Remember the classic scene in "Charlie and the Chocolate Factory," where there are workers diligently sorting and picking out the bad from the good? The Dictionary of Occupational Titles identifies a quaint position known as a “Nut Sorter” (521.687-086). The job describes a worker observing nut meats on a conveyor belt, meticulously removing defective ones and foreign items.
Nowadays, it sounds almost fictional, but this job used to be super important. Making sure only the best nuts made it to people mattered a lot. But as technology got better, machines took over. They're faster and more precise at sorting nuts.
Now, jobs like “Nut Sorter” are almost gone. But here's why that matters, especially when it comes to things like Social Security Disability. When the Agency decides if someone can work, they often look at jobs in the Dictionary of Occupational Titles, like the “Nut Sorter,” to see if someone can still work.
But think about it: times change, and so do jobs. Using old jobs like the “Nut Sorter” to decide if someone can work today doesn't make sense. It's like using old rules for a new game. The real question is, do jobs like the “Nut Sorter” even exist anymore? Let alone on a full-time capacity or in a significant number.
It's time to update how the Agency looks at jobs. The world moves fast, and our way of thinking should keep up. We should adjudicate applications based on real-world jobs available now, not ones from the past, last updated from the 1970s. By doing that, we're being fair to everyone, especially when it comes to things like disability.
Even though jobs like the “Nut Sorter” might be gone, learning from them shows us how to keep up with today's job world. Moreover, this outdated view affects not only the evaluation of disability but also the opportunities for individuals seeking support. It's like trying to fit a square peg in a round hole—it just doesn't work. Instead, efforts should focus on understanding an individual's capabilities in the current job market and offering support based on today's reality.

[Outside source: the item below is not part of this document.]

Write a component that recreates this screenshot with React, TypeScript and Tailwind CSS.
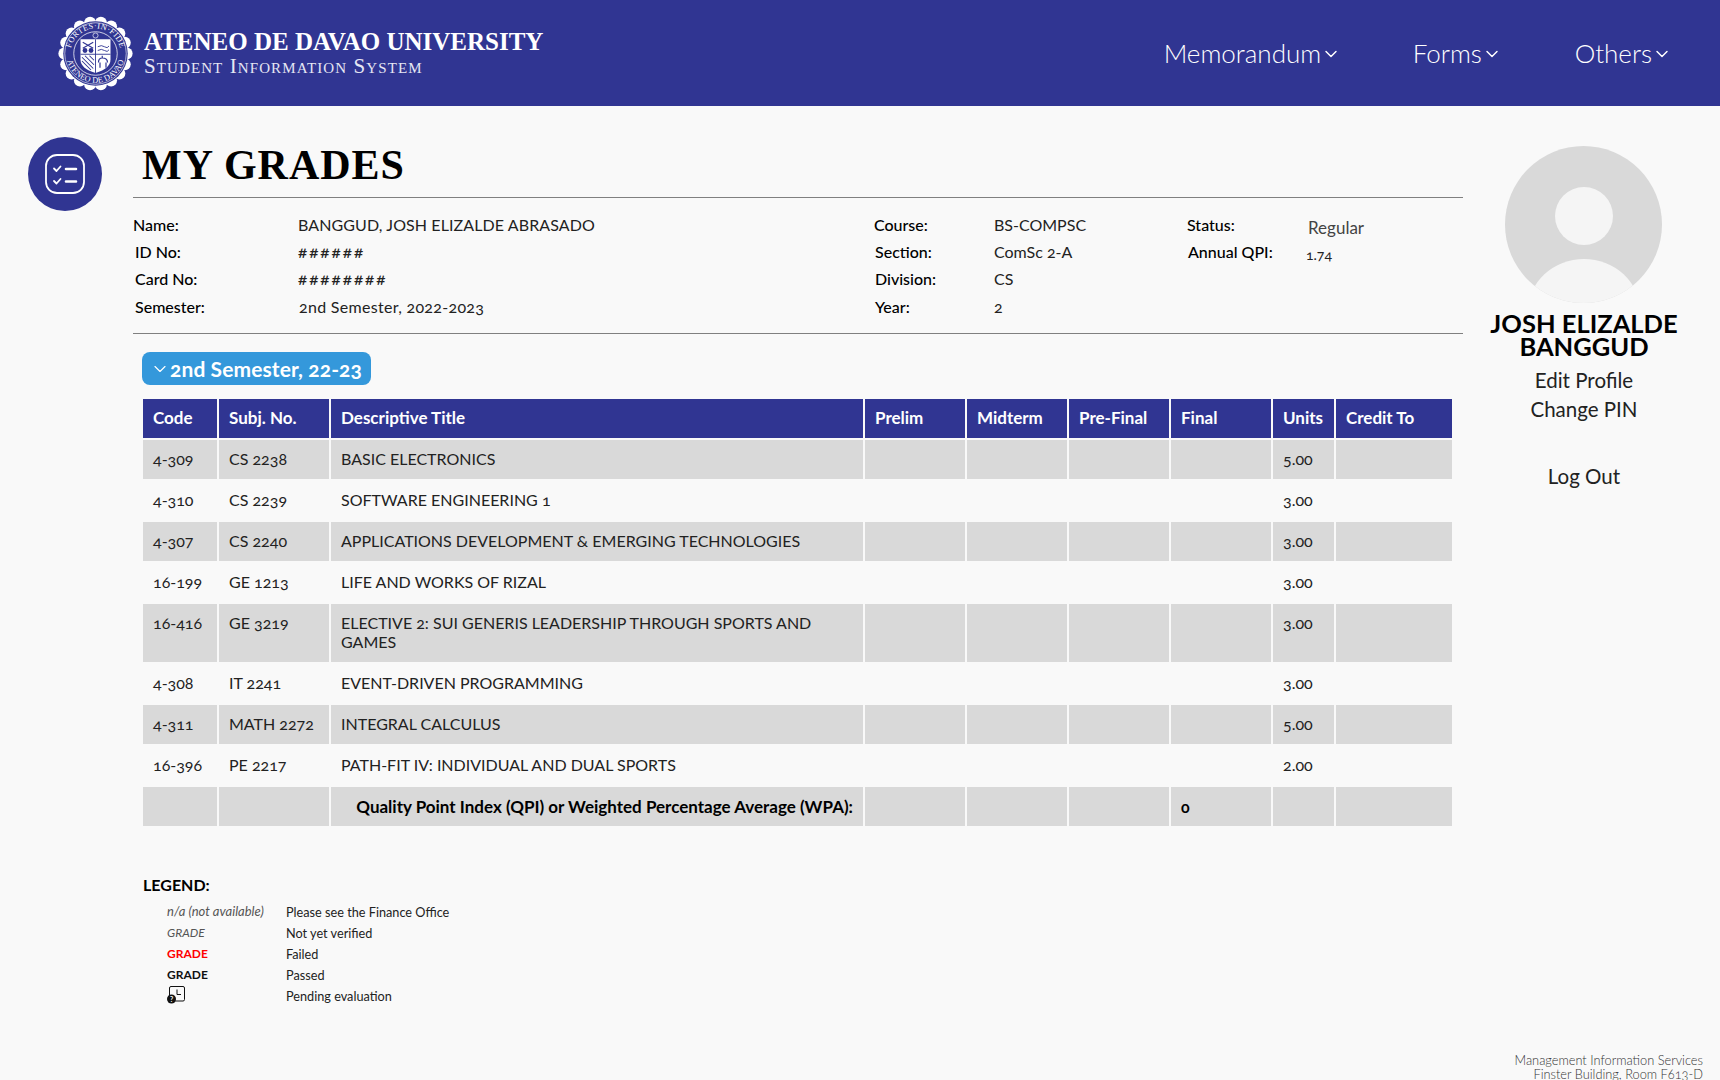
import { ChevronDown } from "lucide-react";

const courses = [
  { code: "4-309", subj: "CS 2238", title: "BASIC ELECTRONICS", units: "5.00" },
  { code: "4-310", subj: "CS 2239", title: "SOFTWARE ENGINEERING 1", units: "3.00" },
  { code: "4-307", subj: "CS 2240", title: "APPLICATIONS DEVELOPMENT & EMERGING TECHNOLOGIES", units: "3.00" },
  { code: "16-199", subj: "GE 1213", title: "LIFE AND WORKS OF RIZAL", units: "3.00" },
  { code: "16-416", subj: "GE 3219", title: "ELECTIVE 2: SUI GENERIS LEADERSHIP THROUGH SPORTS AND GAMES", units: "3.00" },
  { code: "4-308", subj: "IT 2241", title: "EVENT-DRIVEN PROGRAMMING", units: "3.00" },
  { code: "4-311", subj: "MATH 2272", title: "INTEGRAL CALCULUS", units: "5.00" },
  { code: "16-396", subj: "PE 2217", title: "PATH-FIT IV: INDIVIDUAL AND DUAL SPORTS", units: "2.00" },
];

const headers = ["Code", "Subj. No.", "Descriptive Title", "Prelim", "Midterm", "Pre-Final", "Final", "Units", "Credit To"];

const scallop = Array.from({ length: 18 }, (_, i) => {
  const a = (i / 18) * Math.PI * 2;
  return { x: 50 + 41.5 * Math.cos(a), y: 50 + 41.5 * Math.sin(a) };
});

function Seal() {
  return (
    <svg viewBox="0 0 100 100" className="h-[75px] w-[75px] shrink-0">
      <defs>
        <path id="sealTop" d="M 17 56 A 33.5 33.5 0 1 1 83 56" />
        <path id="sealBottom" d="M 11 50 A 39 39 0 0 0 89 50" />
      </defs>
      <circle cx="50" cy="50" r="43" fill="#fff" />
      {scallop.map((p, i) => (
        <circle key={i} cx={p.x} cy={p.y} r="8" fill="#fff" />
      ))}
      <circle cx="50" cy="50" r="43" fill="#303592" />
      <circle cx="50" cy="50" r="41" fill="none" stroke="#fff" strokeWidth="0.8" />
      <circle cx="50" cy="50" r="29" fill="none" stroke="#fff" strokeWidth="1" />
      <text fill="#fff" fontSize="11" fontFamily="'Liberation Serif', serif" letterSpacing="0.5">
        <textPath href="#sealTop" startOffset="50%" textAnchor="middle">FORTES·IN·FIDE</textPath>
      </text>
      <text fill="#fff" fontSize="11" fontFamily="'Liberation Serif', serif" letterSpacing="0.2">
        <textPath href="#sealBottom" startOffset="50%" textAnchor="middle">ATENEO DE DAVAO</textPath>
      </text>
      <circle cx="50" cy="26" r="3.4" fill="none" stroke="#fff" strokeWidth="0.9" />
      <path d="M30 31 H70 V58 Q70 70 50 76 Q30 70 30 58 Z" fill="#fff" />
      <path d="M50 31 V76 M30 51 H70" stroke="#303592" strokeWidth="1.2" />
      <circle cx="36" cy="46" r="3.2" fill="#303592" />
      <circle cx="44" cy="46" r="3.2" fill="#303592" />
      <path d="M33 35 L47 43 M47 35 L33 43" stroke="#303592" strokeWidth="1.5" />
      <path d="M32 55 L47 70 M32 60 L44 72 M36 53 L48 65 M42 53 L48 59" stroke="#303592" strokeWidth="1.4" />
      <path d="M53 41 Q58 38 62 41 T68 40 M53 46 Q58 43 62 46 T68 45" stroke="#303592" strokeWidth="1.2" fill="none" />
      <path d="M54 62 Q54 56 59 56 Q66 56 66 62 M56 62 V69 M64 62 V69 M59 56 V53" stroke="#303592" strokeWidth="1.6" fill="none" />
    </svg>
  );
}

function ChecklistIcon() {
  return (
    <svg viewBox="0 0 40 40" className="h-10 w-10" fill="none" stroke="#fff" strokeLinecap="round" strokeLinejoin="round">
      <rect x="1" y="1" width="38" height="38" rx="11" strokeWidth="1.8" />
      <path d="M9 14.5 L11.5 17 L15.5 12.5 M9 27 L11.5 29.5 L15.5 25" strokeWidth="1.8" />
      <path d="M21 15 H31 M21 27.5 H31" strokeWidth="2.6" />
    </svg>
  );
}

function Avatar() {
  return (
    <svg viewBox="0 0 157 157" className="h-[157px] w-[157px]">
      <defs>
        <clipPath id="avatarClip">
          <circle cx="78.5" cy="78.5" r="78.5" />
        </clipPath>
      </defs>
      <circle cx="78.5" cy="78.5" r="78.5" fill="#d9d9d9" />
      <circle cx="79" cy="70" r="29" fill="#f5f5f5" />
      <ellipse cx="79" cy="165" rx="56" ry="52" fill="#f5f5f5" clipPath="url(#avatarClip)" />
    </svg>
  );
}

function PendingIcon() {
  return (
    <svg viewBox="0 0 18 18" className="h-[18px] w-[18px]">
      <rect x="2.5" y="0.5" width="15" height="14.5" rx="1.5" fill="none" stroke="#111" strokeWidth="1" />
      <path d="M10 3.5 V8.5 H14" fill="none" stroke="#111" strokeWidth="1" />
      <circle cx="4.5" cy="13" r="4.5" fill="#111" />
      <text x="4.5" y="15.5" textAnchor="middle" fontSize="7" fontWeight="700" fill="#fff">?</text>
    </svg>
  );
}

function NavItem({ label, className }: { label: string; className: string }) {
  return (
    <div className={`flex items-center ${className}`}>
      <span className="text-[26px] font-light">{label}</span>
      <ChevronDown size={20} strokeWidth={1.75} className="mt-[1px]" />
    </div>
  );
}

function InfoRow({ label, value, labelClass, valueClass }: { label: string; value: string; labelClass: string; valueClass: string }) {
  return (
    <div className="flex h-[27.3px] items-center">
      <div className={`font-medium text-black ${labelClass}`}>{label}</div>
      <div className={`text-[#222] ${valueClass}`}>{value}</div>
    </div>
  );
}

export default function App() {
  return (
    <div className="h-[1080px] overflow-hidden bg-[#f9f9f9] font-['Lato',sans-serif] text-[#222] [font-feature-settings:'onum']">
      <header className="flex h-[106px] items-center justify-between bg-[#303592] pl-[58px] pr-[48px] text-white">
        <div className="flex items-center gap-[11px]">
          <Seal />
          <div className="mb-[2px] font-['Liberation_Serif',serif]">
            <div className="text-[25px] font-bold leading-[29px]">ATENEO DE DAVAO UNIVERSITY</div>
            <div className="text-[21px] leading-[21px] tracking-[1.1px] text-[#e6e7f4] [font-variant:small-caps]">Student Information System</div>
          </div>
        </div>
        <nav className="flex items-center">
          <NavItem label="Memorandum" className="w-[249px]" />
          <NavItem label="Forms" className="w-[162px]" />
          <NavItem label="Others" className="" />
        </nav>
      </header>

      <div className="flex">
        <div className="w-[133px] shrink-0 pl-[28px] pt-[31px]">
          <div className="flex h-[74px] w-[74px] items-center justify-center rounded-full bg-[#303592]">
            <ChecklistIcon />
          </div>
        </div>

        <main className="w-[1330px] shrink-0">
          <div className="flex h-[92px] items-end border-b border-[#808080] pb-[6px] pl-[9px]">
            <h1 className="font-['Liberation_Serif',serif] text-[42px] font-bold leading-[52px] tracking-[1px] text-black">MY GRADES</h1>
          </div>

          <div className="flex h-[136px] items-start border-b border-[#808080] pt-[13px] text-[16px]">
            <div className="w-[741px]">
              <InfoRow label="Name:" value="BANGGUD, JOSH ELIZALDE ABRASADO" labelClass="w-[165px]" valueClass="tracking-[0.1px]" />
              <InfoRow label="ID No:" value="######" labelClass="w-[165px] pl-[2px]" valueClass="text-[17px] tracking-[2px]" />
              <InfoRow label="Card No:" value="########" labelClass="w-[165px] pl-[2px]" valueClass="text-[17px] tracking-[2px]" />
              <InfoRow label="Semester:" value="2nd Semester, 2022-2023" labelClass="w-[166px] pl-[2px]" valueClass="tracking-[0.3px]" />
            </div>
            <div className="w-[313px]">
              <InfoRow label="Course:" value="BS-COMPSC" labelClass="w-[120px]" valueClass="" />
              <InfoRow label="Section:" value="ComSc 2-A" labelClass="w-[120px] pl-[1px]" valueClass="" />
              <InfoRow label="Division:" value="CS" labelClass="w-[120px] pl-[1px]" valueClass="" />
              <InfoRow label="Year:" value="2" labelClass="w-[120px] pl-[1px]" valueClass="" />
            </div>
            <div>
              <InfoRow label="Status:" value="Regular" labelClass="w-[121px]" valueClass="mt-[6px] text-[17px] text-[#444]" />
              <InfoRow label="Annual QPI:" value="1.74" labelClass="w-[119px] pl-[1px]" valueClass="mt-[6px] text-[14px]" />
            </div>
          </div>

          <div className="ml-[9px] mt-[18px] flex h-[33px] w-[229px] items-center rounded-[8px] bg-[#3498db] pl-[8px] text-[21px] font-bold tracking-[0.1px] text-white">
            <ChevronDown size={20} strokeWidth={1.4} />
            <span>2nd Semester, 22-23</span>
          </div>

          <table className="ml-[8px] mt-[12px] w-[1313px] table-fixed border-separate border-spacing-[2px] text-[16px]">
            <colgroup>
              <col className="w-[74px]" />
              <col className="w-[110px]" />
              <col className="w-[532px]" />
              <col className="w-[100px]" />
              <col className="w-[100px]" />
              <col className="w-[100px]" />
              <col className="w-[100px]" />
              <col className="w-[61px]" />
              <col className="w-[116px]" />
            </colgroup>
            <thead>
              <tr>
                {headers.map((h) => (
                  <th key={h} className="h-[39px] bg-[#303592] px-[10px] pb-[1px] text-left text-[17px] font-bold text-white">{h}</th>
                ))}
              </tr>
            </thead>
            <tbody>
              {courses.map((c, i) => {
                const bg = i % 2 === 0 ? "bg-[#d9d9d9]" : "";
                const cell = `${bg} h-[39px] px-[10px] pt-[9px] pb-[11px] align-top leading-[19px]`;
                return (
                  <tr key={c.code}>
                    <td className={cell}>{c.code}</td>
                    <td className={cell}>{c.subj}</td>
                    <td className={cell}>{c.title}</td>
                    <td className={cell}></td>
                    <td className={cell}></td>
                    <td className={cell}></td>
                    <td className={cell}></td>
                    <td className={cell}>{c.units}</td>
                    <td className={cell}></td>
                  </tr>
                );
              })}
              <tr className="[&>td]:h-[39px] [&>td]:bg-[#d9d9d9] [&>td]:px-[10px] [&>td]:font-bold [&>td]:text-black">
                <td></td>
                <td></td>
                <td className="whitespace-nowrap text-right text-[17px]">Quality Point Index (QPI) or Weighted Percentage Average (WPA):</td>
                <td></td>
                <td></td>
                <td></td>
                <td>0</td>
                <td></td>
                <td></td>
              </tr>
            </tbody>
          </table>

          <div className="ml-[10px] mt-[47px] text-[16px] font-bold leading-[20px] text-black">LEGEND:</div>
          <div className="ml-[34px] mt-[6px] grid auto-rows-[21px] grid-cols-[119px_1fr] text-[12.7px] leading-[21px]">
            <div className="text-[13px] italic text-[#555]">n/a (not available)</div>
            <div className="pt-[1px]">Please see the Finance Office</div>
            <div className="text-[12px] italic text-[#555]">GRADE</div>
            <div className="pt-[1px]">Not yet verified</div>
            <div className="text-[12px] font-bold text-[#ff0000]">GRADE</div>
            <div className="pt-[1px]">Failed</div>
            <div className="text-[12px] font-bold text-[#111]">GRADE</div>
            <div className="pt-[1px]">Passed</div>
            <div className="pt-[1px]"><PendingIcon /></div>
            <div className="pt-[1px]">Pending evaluation</div>
          </div>
        </main>

        <aside className="relative h-[974px] w-[242px] shrink-0 pt-[40px] text-center">
          <div className="flex justify-center pr-[2px]"><Avatar /></div>
          <div className="mt-[9px] text-[25.5px] font-bold leading-[23px] text-black">JOSH ELIZALDE<br />BANGGUD</div>
          <div className="mt-[8px] text-[20.5px] leading-[29px]">Edit Profile</div>
          <div className="text-[20.5px] leading-[29px]">Change PIN</div>
          <div className="mt-[38px] text-[20.5px] leading-[29px]">Log Out</div>
          <div className="absolute bottom-[-1px] right-[2px] whitespace-nowrap text-right text-[12.8px] font-light leading-[14px] text-[#333]">
            Management Information Services<br />Finster Building, Room F613-D
          </div>
        </aside>
      </div>
    </div>
  );
}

One solution could be regularly updating the list of jobs used for assessments, ensuring it reflects the present job landscape. Incorporating modern job roles into the evaluation process could provide a clearer picture of a person's employability. Additionally, supporting vocational training and skill development aligned with current job demands could empower individuals to thrive in today's workforce, considering the jobs available now rather than those of the past. This shift could bridge the gap between outdated assessments and the reality of today's job market, creating fairer opportunities for everyone.